_Work to complete_:
Restate each line word for word. Leave out every picture.
── Dataset excerpt ──
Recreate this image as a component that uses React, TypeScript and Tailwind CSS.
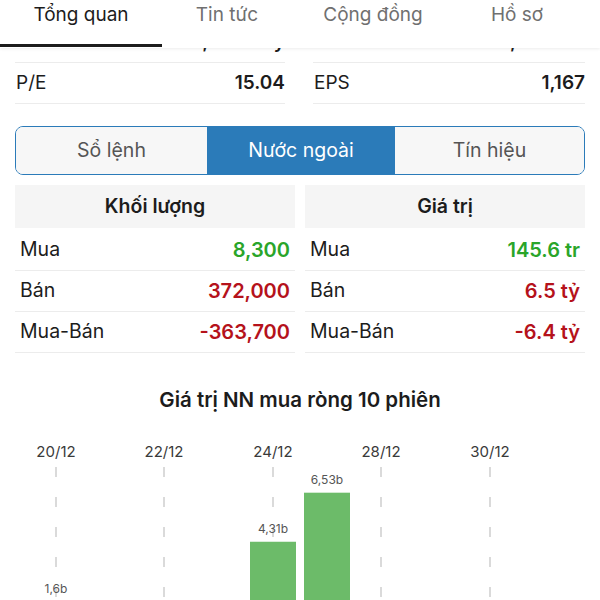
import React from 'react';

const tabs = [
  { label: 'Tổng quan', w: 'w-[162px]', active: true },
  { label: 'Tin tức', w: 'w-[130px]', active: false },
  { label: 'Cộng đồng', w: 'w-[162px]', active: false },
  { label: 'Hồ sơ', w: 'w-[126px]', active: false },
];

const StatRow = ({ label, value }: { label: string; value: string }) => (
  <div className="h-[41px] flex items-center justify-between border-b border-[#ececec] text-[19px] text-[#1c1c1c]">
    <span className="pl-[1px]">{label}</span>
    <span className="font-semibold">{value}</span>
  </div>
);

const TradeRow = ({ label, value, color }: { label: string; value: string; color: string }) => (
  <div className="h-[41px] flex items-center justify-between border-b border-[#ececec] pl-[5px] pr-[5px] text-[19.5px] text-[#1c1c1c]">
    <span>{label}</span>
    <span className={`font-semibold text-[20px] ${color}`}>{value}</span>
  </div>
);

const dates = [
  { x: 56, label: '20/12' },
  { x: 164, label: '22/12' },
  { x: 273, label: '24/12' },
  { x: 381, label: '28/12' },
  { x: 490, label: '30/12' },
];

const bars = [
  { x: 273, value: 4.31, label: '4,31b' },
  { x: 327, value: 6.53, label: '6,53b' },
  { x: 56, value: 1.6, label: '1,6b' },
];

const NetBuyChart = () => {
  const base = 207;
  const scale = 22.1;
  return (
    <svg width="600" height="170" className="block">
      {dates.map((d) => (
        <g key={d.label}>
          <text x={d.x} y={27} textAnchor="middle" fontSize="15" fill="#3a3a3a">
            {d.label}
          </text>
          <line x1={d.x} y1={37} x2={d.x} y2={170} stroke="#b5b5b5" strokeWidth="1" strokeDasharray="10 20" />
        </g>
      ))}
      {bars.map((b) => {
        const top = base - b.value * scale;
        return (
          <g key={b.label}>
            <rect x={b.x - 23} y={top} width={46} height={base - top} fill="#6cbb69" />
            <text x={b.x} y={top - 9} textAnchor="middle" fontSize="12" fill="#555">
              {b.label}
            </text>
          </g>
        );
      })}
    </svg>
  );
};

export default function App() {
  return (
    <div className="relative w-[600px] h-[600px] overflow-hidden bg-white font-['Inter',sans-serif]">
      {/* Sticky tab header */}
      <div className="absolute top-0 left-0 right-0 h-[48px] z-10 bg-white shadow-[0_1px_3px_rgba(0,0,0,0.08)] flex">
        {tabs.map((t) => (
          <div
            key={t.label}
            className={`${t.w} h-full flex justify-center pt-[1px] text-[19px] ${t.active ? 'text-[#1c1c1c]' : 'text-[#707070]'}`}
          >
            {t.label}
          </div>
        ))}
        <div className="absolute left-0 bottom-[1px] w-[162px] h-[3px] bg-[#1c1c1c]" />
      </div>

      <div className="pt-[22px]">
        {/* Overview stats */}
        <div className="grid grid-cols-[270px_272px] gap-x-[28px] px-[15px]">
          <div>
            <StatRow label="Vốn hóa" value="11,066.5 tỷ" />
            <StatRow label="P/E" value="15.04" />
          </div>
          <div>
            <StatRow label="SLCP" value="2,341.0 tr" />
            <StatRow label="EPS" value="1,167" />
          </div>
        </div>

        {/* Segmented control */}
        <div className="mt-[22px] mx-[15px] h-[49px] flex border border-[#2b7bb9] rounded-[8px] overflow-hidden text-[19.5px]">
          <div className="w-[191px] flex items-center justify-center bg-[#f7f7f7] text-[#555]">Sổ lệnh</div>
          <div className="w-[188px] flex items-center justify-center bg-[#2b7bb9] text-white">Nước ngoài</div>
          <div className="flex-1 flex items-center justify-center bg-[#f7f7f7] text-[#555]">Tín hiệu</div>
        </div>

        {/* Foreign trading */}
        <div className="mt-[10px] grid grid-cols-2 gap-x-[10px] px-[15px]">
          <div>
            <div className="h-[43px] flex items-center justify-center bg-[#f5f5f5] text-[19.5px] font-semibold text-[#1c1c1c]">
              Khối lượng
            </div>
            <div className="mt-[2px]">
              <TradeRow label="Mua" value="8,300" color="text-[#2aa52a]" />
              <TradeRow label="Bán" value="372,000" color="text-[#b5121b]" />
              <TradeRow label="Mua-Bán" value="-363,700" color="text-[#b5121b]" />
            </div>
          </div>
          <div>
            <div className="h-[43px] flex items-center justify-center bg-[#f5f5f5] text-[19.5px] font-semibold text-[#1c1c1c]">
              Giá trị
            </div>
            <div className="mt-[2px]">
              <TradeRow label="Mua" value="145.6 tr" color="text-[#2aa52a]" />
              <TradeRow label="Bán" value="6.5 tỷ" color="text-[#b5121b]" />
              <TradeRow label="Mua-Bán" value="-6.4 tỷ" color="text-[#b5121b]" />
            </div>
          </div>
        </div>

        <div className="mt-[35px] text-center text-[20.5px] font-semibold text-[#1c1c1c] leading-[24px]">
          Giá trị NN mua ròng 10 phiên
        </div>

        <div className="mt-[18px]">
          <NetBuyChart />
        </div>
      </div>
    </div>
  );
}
───
_Exercise answer_:
Recreate this image as a component that uses React, TypeScript and Tailwind CSS.
import React from 'react';

const tabs = [
  { label: 'Tổng quan', w: 'w-[162px]', active: true },
  { label: 'Tin tức', w: 'w-[130px]', active: false },
  { label: 'Cộng đồng', w: 'w-[162px]', active: false },
  { label: 'Hồ sơ', w: 'w-[126px]', active: false },
];

const StatRow = ({ label, value }: { label: string; value: string }) => (
  <div className="h-[41px] flex items-center justify-between border-b border-[#ececec] text-[19px] text-[#1c1c1c]">
    <span className="pl-[1px]">{label}</span>
    <span className="font-semibold">{value}</span>
  </div>
);

const TradeRow = ({ label, value, color }: { label: string; value: string; color: string }) => (
  <div className="h-[41px] flex items-center justify-between border-b border-[#ececec] pl-[5px] pr-[5px] text-[19.5px] text-[#1c1c1c]">
    <span>{label}</span>
    <span className={`font-semibold text-[20px] ${color}`}>{value}</span>
  </div>
);

const dates = [
  { x: 56, label: '20/12' },
  { x: 164, label: '22/12' },
  { x: 273, label: '24/12' },
  { x: 381, label: '28/12' },
  { x: 490, label: '30/12' },
];

const bars = [
  { x: 273, value: 4.31, label: '4,31b' },
  { x: 327, value: 6.53, label: '6,53b' },
  { x: 56, value: 1.6, label: '1,6b' },
];

const NetBuyChart = () => {
  const base = 207;
  const scale = 22.1;
  return (
    <svg width="600" height="170" className="block">
      {dates.map((d) => (
        <g key={d.label}>
          <text x={d.x} y={27} textAnchor="middle" fontSize="15" fill="#3a3a3a">
            {d.label}
          </text>
          <line x1={d.x} y1={37} x2={d.x} y2={170} stroke="#b5b5b5" strokeWidth="1" strokeDasharray="10 20" />
        </g>
      ))}
      {bars.map((b) => {
        const top = base - b.value * scale;
        return (
          <g key={b.label}>
            <rect x={b.x - 23} y={top} width={46} height={base - top} fill="#6cbb69" />
            <text x={b.x} y={top - 9} textAnchor="middle" fontSize="12" fill="#555">
              {b.label}
            </text>
          </g>
        );
      })}
    </svg>
  );
};

export default function App() {
  return (
    <div className="relative w-[600px] h-[600px] overflow-hidden bg-white font-['Inter',sans-serif]">
      {/* Sticky tab header */}
      <div className="absolute top-0 left-0 right-0 h-[48px] z-10 bg-white shadow-[0_1px_3px_rgba(0,0,0,0.08)] flex">
        {tabs.map((t) => (
          <div
            key={t.label}
            className={`${t.w} h-full flex justify-center pt-[1px] text-[19px] ${t.active ? 'text-[#1c1c1c]' : 'text-[#707070]'}`}
          >
            {t.label}
          </div>
        ))}
        <div className="absolute left-0 bottom-[1px] w-[162px] h-[3px] bg-[#1c1c1c]" />
      </div>

      <div className="pt-[22px]">
        {/* Overview stats */}
        <div className="grid grid-cols-[270px_272px] gap-x-[28px] px-[15px]">
          <div>
            <StatRow label="Vốn hóa" value="11,066.5 tỷ" />
            <StatRow label="P/E" value="15.04" />
          </div>
          <div>
            <StatRow label="SLCP" value="2,341.0 tr" />
            <StatRow label="EPS" value="1,167" />
          </div>
        </div>

        {/* Segmented control */}
        <div className="mt-[22px] mx-[15px] h-[49px] flex border border-[#2b7bb9] rounded-[8px] overflow-hidden text-[19.5px]">
          <div className="w-[191px] flex items-center justify-center bg-[#f7f7f7] text-[#555]">Sổ lệnh</div>
          <div className="w-[188px] flex items-center justify-center bg-[#2b7bb9] text-white">Nước ngoài</div>
          <div className="flex-1 flex items-center justify-center bg-[#f7f7f7] text-[#555]">Tín hiệu</div>
        </div>

        {/* Foreign trading */}
        <div className="mt-[10px] grid grid-cols-2 gap-x-[10px] px-[15px]">
          <div>
            <div className="h-[43px] flex items-center justify-center bg-[#f5f5f5] text-[19.5px] font-semibold text-[#1c1c1c]">
              Khối lượng
            </div>
            <div className="mt-[2px]">
              <TradeRow label="Mua" value="8,300" color="text-[#2aa52a]" />
              <TradeRow label="Bán" value="372,000" color="text-[#b5121b]" />
              <TradeRow label="Mua-Bán" value="-363,700" color="text-[#b5121b]" />
            </div>
          </div>
          <div>
            <div className="h-[43px] flex items-center justify-center bg-[#f5f5f5] text-[19.5px] font-semibold text-[#1c1c1c]">
              Giá trị
            </div>
            <div className="mt-[2px]">
              <TradeRow label="Mua" value="145.6 tr" color="text-[#2aa52a]" />
              <TradeRow label="Bán" value="6.5 tỷ" color="text-[#b5121b]" />
              <TradeRow label="Mua-Bán" value="-6.4 tỷ" color="text-[#b5121b]" />
            </div>
          </div>
        </div>

        <div className="mt-[35px] text-center text-[20.5px] font-semibold text-[#1c1c1c] leading-[24px]">
          Giá trị NN mua ròng 10 phiên
        </div>

        <div className="mt-[18px]">
          <NetBuyChart />
        </div>
      </div>
    </div>
  );
}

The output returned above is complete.